Data records
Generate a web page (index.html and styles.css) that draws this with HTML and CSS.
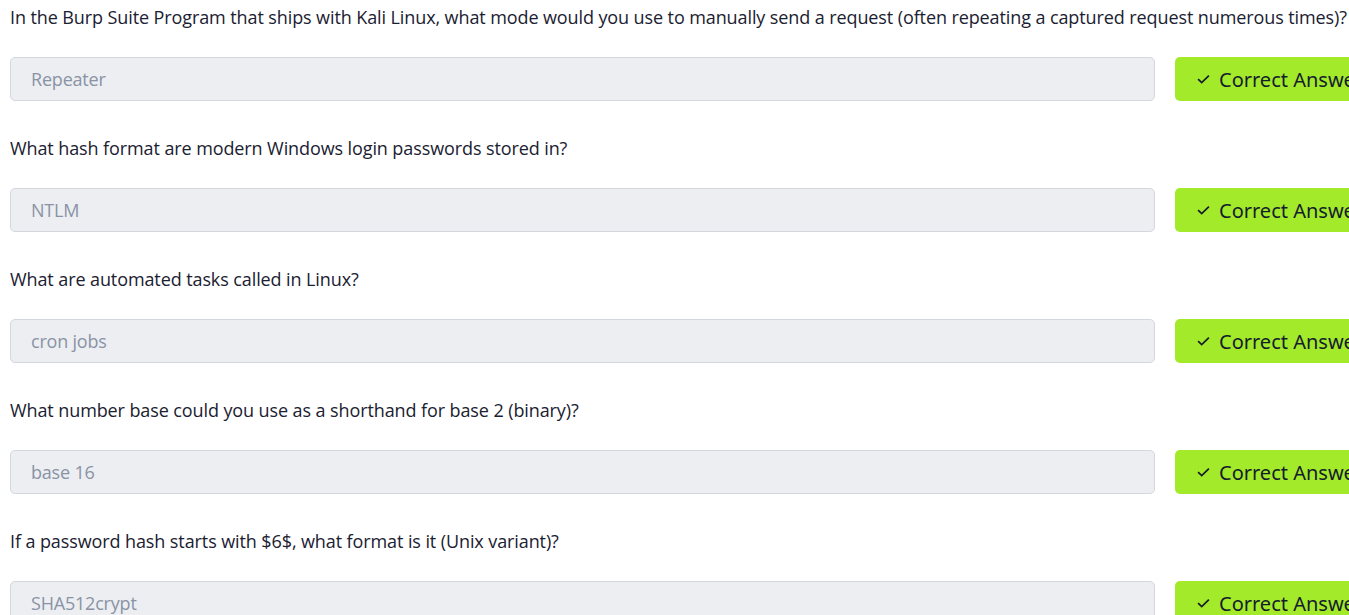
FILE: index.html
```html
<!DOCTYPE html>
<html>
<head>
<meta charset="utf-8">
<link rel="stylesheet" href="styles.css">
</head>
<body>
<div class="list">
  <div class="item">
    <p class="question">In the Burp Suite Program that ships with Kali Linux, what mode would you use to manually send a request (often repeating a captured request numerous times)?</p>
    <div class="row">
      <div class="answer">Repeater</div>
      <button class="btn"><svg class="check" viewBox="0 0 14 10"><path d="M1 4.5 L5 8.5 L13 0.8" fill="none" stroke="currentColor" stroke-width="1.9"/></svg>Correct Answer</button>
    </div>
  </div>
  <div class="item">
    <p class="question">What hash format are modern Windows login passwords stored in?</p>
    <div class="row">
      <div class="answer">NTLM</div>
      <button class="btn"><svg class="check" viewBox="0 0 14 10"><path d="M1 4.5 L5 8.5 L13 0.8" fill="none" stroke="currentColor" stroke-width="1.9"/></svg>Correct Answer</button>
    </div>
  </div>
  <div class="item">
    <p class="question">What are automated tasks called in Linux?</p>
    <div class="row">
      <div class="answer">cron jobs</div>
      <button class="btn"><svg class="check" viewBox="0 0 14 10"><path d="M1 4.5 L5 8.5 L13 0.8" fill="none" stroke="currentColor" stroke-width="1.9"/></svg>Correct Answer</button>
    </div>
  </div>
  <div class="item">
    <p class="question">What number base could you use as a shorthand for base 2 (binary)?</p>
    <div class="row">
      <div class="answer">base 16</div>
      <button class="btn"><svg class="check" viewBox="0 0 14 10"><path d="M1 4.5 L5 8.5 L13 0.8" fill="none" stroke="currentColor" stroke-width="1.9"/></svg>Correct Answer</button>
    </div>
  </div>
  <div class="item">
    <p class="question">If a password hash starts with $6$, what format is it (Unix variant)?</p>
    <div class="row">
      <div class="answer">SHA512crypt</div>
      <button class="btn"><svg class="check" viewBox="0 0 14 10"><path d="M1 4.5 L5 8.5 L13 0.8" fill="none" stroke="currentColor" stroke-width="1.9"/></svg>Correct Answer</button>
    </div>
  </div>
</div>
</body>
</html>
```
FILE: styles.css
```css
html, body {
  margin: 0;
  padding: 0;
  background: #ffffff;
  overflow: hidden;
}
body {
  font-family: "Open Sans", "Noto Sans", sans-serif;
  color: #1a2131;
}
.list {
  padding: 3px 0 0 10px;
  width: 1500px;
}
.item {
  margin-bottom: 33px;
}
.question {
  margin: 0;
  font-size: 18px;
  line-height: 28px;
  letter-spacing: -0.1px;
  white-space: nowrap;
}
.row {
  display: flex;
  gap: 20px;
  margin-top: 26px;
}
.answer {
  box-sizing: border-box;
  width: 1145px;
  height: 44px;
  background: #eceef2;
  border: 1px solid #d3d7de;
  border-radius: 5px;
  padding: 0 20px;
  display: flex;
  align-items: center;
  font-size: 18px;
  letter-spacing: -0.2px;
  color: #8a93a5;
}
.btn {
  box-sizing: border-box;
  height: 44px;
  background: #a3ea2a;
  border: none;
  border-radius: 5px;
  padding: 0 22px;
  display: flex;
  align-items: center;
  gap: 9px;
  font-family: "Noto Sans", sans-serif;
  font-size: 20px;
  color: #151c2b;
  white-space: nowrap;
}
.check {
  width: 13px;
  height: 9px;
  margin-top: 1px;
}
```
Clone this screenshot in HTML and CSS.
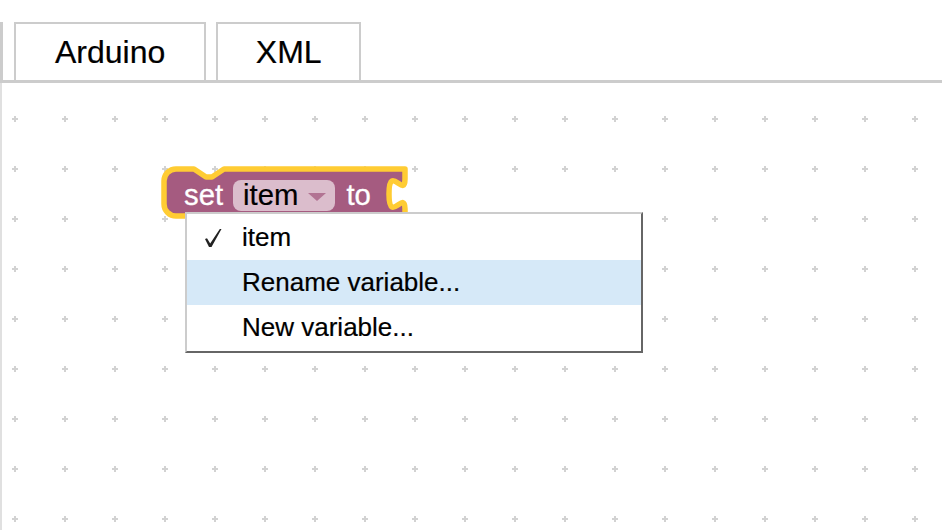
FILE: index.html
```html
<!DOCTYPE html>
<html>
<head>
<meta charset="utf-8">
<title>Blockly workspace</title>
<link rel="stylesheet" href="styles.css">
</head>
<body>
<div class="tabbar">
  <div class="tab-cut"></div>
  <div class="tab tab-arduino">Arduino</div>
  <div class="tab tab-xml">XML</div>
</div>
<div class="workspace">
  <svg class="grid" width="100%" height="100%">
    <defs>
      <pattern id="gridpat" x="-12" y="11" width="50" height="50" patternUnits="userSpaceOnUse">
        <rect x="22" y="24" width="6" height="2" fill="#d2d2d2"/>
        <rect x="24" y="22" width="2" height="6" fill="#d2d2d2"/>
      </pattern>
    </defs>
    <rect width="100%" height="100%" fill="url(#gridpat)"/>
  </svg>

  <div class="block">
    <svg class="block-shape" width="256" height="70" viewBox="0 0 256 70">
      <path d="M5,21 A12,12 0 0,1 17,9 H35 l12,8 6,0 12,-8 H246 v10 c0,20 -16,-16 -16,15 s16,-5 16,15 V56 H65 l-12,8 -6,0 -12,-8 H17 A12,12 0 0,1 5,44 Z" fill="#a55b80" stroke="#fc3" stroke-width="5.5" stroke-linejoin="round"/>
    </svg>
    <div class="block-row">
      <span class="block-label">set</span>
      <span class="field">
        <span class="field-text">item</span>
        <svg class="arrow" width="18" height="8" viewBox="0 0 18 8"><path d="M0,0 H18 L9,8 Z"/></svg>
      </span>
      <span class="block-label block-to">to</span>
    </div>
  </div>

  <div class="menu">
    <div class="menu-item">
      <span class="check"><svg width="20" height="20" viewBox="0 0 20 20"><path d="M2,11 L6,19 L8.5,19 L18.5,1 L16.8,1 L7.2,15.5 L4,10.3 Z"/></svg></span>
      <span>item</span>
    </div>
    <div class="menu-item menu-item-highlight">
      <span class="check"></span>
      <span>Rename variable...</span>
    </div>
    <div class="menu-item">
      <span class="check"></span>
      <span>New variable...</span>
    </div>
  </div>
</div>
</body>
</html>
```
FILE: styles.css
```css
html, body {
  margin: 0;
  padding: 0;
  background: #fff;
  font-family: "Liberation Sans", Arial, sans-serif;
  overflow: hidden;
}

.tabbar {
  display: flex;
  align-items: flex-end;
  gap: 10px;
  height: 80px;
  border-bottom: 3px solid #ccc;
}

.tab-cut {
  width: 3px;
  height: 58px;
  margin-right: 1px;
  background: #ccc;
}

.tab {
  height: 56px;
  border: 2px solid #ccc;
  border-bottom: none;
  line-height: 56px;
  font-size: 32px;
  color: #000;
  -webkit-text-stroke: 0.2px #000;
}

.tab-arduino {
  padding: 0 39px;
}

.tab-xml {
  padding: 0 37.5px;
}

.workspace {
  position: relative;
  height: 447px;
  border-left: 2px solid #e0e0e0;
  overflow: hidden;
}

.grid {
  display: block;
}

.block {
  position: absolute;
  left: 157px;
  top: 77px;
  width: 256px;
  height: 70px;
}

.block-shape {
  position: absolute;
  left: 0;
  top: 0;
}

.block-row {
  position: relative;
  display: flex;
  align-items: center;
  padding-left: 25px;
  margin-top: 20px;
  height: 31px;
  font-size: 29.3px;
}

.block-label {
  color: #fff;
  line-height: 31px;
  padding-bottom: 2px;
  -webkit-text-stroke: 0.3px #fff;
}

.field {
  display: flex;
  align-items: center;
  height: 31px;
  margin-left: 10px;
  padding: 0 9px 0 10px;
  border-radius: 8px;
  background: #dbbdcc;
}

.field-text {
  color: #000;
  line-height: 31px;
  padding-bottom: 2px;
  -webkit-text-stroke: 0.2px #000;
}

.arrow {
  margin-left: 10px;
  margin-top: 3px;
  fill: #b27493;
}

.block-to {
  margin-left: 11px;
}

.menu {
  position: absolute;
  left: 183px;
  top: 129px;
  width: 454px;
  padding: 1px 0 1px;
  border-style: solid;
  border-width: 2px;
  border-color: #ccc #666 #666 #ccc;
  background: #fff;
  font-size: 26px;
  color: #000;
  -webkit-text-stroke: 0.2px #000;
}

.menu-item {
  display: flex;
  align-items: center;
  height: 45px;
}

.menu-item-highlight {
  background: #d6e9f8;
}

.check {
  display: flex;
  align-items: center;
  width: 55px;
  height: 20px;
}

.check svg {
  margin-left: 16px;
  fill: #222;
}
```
...
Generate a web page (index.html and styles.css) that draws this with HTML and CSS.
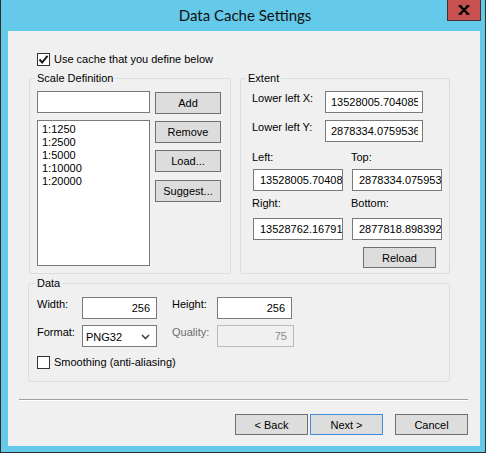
--
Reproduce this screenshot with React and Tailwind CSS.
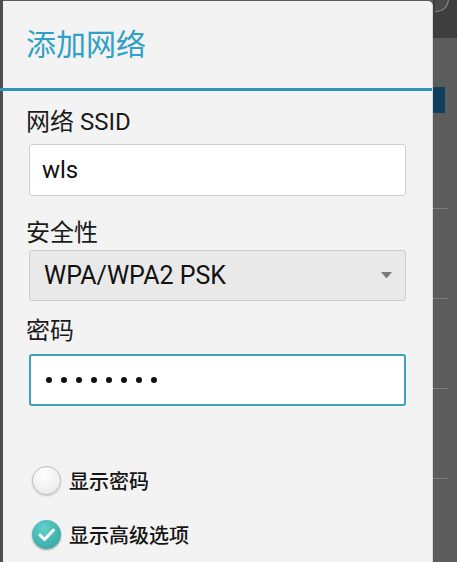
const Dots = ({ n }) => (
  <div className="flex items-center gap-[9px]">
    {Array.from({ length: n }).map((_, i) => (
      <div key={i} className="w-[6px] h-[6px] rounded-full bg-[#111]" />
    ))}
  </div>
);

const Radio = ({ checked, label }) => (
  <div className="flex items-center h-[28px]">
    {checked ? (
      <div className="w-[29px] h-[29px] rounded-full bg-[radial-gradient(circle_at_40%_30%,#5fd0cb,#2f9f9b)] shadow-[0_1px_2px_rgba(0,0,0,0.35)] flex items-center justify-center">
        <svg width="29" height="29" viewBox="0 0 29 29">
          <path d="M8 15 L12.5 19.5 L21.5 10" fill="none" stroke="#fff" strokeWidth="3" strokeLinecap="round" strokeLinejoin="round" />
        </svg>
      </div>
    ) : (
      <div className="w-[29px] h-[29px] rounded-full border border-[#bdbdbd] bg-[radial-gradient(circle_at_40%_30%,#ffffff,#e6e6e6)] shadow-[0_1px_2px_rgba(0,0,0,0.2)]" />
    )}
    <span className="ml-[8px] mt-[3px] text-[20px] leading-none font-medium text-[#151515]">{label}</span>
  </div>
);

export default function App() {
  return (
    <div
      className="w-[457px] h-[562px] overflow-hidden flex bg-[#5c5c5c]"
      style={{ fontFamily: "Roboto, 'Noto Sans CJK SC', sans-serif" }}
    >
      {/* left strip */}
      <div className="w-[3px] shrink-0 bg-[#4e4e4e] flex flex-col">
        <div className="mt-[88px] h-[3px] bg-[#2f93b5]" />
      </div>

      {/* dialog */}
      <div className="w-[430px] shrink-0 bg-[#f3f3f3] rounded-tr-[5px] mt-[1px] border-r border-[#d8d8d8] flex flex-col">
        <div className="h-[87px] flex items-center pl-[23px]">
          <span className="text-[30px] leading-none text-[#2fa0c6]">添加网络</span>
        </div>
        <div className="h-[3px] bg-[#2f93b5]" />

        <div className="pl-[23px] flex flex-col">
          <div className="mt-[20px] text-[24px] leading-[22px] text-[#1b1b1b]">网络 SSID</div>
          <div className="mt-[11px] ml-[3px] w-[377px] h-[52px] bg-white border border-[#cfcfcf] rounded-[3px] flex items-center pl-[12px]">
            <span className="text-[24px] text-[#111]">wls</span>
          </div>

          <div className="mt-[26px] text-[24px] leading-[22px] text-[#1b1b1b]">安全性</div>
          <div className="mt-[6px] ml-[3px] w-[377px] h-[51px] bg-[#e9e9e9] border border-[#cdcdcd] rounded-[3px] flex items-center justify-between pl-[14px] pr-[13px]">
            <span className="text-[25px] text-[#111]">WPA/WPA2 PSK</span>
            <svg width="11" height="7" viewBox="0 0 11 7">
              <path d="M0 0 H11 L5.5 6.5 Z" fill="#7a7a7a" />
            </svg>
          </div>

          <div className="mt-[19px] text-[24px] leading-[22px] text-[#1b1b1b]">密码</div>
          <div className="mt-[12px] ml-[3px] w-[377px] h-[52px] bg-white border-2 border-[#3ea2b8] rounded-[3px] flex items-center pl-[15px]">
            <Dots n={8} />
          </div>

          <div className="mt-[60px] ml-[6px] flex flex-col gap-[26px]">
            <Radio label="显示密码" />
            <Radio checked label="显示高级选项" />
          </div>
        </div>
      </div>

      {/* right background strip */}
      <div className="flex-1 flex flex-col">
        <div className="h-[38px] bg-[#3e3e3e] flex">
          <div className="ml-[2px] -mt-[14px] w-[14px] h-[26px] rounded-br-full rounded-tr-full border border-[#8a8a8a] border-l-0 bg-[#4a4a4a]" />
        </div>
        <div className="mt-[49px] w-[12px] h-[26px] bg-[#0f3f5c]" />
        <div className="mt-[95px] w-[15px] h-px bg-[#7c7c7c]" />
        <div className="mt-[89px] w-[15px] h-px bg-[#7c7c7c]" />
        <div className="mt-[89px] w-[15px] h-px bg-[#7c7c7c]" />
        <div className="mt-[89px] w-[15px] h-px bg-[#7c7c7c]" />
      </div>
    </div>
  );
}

What the task asks
Show every line from the listing above in which the string "screenshot" appears.

Answer for this exercise
Clone this screenshot in HTML and CSS.
Reproduce this screenshot with React and Tailwind CSS.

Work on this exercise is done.